-- begin DATA RECORDS --

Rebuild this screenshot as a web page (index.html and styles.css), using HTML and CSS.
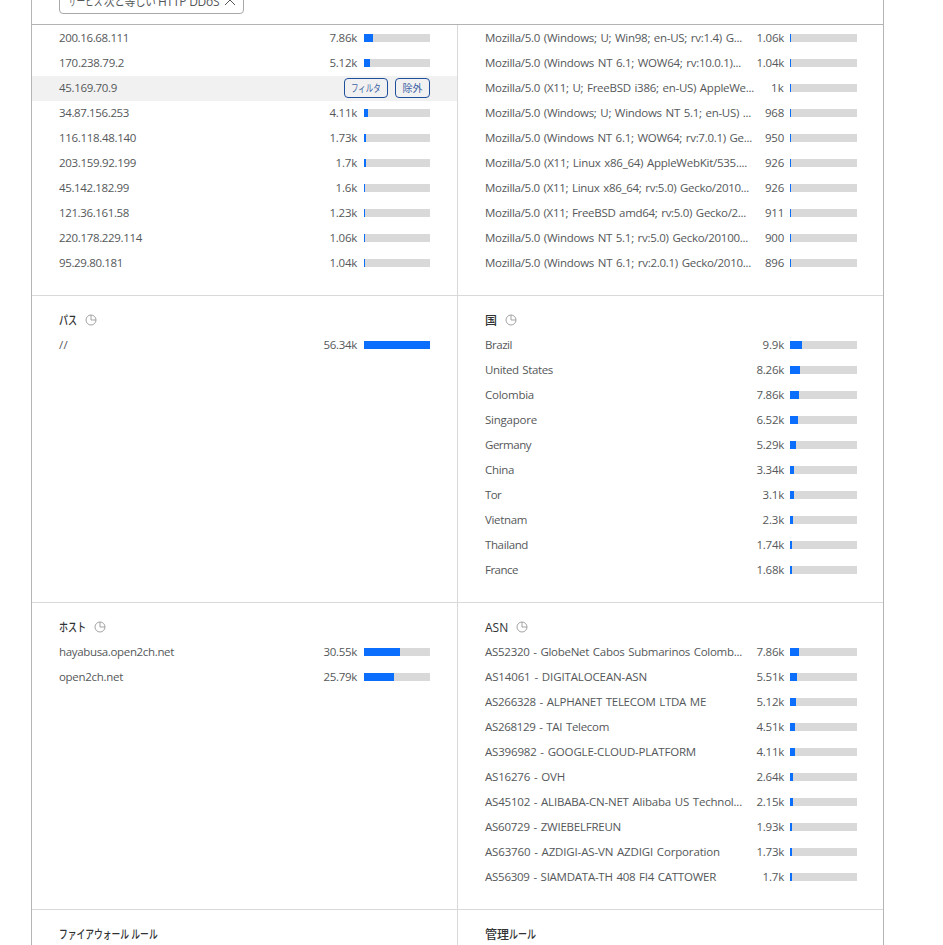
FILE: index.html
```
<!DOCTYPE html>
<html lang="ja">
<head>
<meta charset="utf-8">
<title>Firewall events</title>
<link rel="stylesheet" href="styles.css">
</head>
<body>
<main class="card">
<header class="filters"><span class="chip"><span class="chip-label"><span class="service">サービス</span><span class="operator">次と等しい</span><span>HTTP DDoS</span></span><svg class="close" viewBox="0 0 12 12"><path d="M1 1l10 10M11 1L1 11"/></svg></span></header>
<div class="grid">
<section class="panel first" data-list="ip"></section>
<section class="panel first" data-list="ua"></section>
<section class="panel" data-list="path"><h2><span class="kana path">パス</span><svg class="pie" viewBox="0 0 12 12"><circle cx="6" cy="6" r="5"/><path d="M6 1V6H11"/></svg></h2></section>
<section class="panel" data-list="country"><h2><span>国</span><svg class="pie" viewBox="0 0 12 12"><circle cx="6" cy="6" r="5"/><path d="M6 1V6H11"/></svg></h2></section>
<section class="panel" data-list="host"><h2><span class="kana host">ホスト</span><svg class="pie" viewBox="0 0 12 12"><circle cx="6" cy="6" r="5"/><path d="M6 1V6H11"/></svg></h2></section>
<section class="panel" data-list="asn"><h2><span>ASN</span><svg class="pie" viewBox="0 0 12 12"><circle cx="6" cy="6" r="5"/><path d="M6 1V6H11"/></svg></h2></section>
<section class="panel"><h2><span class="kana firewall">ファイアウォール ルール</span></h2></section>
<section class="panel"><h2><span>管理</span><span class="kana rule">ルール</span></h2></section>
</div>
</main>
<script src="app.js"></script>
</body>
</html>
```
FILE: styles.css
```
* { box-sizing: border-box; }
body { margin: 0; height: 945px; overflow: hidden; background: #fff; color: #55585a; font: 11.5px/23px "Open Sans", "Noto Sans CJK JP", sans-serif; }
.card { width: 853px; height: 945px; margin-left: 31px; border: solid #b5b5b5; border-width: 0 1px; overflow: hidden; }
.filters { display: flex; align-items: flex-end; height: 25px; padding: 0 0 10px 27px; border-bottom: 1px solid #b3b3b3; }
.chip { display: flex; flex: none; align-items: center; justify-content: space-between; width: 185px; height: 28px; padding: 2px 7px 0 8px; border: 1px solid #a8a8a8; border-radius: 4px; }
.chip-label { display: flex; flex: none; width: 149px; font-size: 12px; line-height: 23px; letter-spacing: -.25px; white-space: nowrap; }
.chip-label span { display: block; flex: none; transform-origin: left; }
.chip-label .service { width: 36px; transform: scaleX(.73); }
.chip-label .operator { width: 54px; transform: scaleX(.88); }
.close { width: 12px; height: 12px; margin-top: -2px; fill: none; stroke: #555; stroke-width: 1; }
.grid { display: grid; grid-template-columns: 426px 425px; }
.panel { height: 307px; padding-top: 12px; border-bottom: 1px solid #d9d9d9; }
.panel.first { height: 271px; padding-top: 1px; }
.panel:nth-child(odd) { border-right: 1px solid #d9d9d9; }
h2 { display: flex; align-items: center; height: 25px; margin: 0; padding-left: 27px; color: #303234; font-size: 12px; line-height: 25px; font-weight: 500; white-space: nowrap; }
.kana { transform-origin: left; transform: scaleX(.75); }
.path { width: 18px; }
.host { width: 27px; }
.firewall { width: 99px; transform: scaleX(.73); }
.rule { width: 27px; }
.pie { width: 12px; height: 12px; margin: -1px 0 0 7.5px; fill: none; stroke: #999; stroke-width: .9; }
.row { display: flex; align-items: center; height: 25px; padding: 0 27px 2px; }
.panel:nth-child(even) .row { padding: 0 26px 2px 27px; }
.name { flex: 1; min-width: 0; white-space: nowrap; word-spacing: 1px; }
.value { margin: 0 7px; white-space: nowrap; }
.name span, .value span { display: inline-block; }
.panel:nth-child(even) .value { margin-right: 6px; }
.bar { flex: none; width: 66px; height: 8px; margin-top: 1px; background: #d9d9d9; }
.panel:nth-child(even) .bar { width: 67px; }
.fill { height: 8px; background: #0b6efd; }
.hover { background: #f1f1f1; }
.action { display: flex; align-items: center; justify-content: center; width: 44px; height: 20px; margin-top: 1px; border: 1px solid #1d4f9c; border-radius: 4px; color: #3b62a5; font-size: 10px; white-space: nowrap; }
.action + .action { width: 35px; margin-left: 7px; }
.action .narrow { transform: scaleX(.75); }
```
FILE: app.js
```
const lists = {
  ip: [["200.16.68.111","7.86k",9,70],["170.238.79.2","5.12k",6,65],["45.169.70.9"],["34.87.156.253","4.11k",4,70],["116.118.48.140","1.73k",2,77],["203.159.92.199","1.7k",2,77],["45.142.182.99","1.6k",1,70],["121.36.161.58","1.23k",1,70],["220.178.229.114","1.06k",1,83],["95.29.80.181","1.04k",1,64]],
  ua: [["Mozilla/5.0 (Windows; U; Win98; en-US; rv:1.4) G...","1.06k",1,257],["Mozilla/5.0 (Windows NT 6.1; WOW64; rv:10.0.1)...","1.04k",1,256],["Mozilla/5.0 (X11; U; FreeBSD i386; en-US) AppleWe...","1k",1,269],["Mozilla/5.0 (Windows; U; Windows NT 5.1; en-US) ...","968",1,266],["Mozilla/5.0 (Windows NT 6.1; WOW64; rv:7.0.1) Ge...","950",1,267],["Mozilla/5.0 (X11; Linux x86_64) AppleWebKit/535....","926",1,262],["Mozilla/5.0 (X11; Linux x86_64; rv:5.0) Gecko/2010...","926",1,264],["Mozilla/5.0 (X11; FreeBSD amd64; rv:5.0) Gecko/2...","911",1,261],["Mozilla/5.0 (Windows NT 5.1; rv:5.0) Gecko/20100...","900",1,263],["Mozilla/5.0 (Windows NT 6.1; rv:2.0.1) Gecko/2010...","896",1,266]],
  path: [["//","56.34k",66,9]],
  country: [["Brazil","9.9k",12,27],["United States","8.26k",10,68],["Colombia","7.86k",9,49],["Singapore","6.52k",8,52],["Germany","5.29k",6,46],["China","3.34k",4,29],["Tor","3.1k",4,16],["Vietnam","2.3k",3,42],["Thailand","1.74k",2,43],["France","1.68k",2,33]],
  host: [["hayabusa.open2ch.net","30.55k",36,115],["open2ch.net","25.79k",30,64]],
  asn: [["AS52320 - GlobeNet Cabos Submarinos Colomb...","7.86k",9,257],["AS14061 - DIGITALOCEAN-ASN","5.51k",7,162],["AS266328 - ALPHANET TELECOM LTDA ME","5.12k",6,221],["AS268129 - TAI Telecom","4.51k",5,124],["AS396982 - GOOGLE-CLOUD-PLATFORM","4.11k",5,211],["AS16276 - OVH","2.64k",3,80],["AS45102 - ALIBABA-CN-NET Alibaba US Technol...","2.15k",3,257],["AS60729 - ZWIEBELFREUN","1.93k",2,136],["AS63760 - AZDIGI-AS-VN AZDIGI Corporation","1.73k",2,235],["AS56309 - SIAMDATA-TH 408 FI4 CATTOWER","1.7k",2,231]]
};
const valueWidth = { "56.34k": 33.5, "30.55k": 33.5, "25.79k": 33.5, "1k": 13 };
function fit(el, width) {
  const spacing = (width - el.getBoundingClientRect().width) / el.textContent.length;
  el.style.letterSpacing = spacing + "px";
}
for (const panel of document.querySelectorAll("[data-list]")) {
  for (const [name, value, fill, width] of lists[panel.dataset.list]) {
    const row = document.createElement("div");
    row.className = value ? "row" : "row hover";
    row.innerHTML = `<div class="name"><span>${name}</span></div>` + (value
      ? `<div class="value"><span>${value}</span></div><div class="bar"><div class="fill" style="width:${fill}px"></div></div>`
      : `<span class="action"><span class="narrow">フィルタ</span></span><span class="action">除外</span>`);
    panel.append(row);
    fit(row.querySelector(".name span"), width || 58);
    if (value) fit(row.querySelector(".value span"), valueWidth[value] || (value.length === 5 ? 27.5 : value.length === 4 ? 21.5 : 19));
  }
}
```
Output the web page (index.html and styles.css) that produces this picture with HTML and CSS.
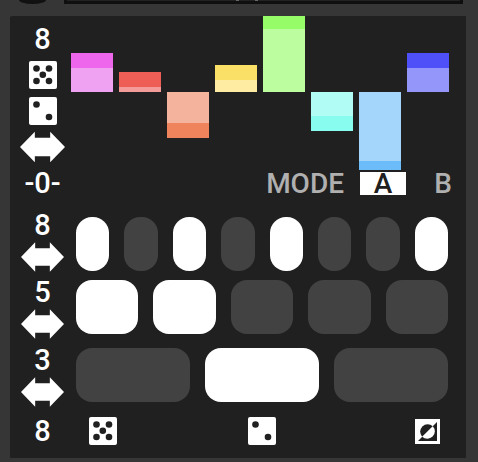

-- end DATA RECORDS --

Go through the entries above and count the lines containing the word "page"; give only that count.

2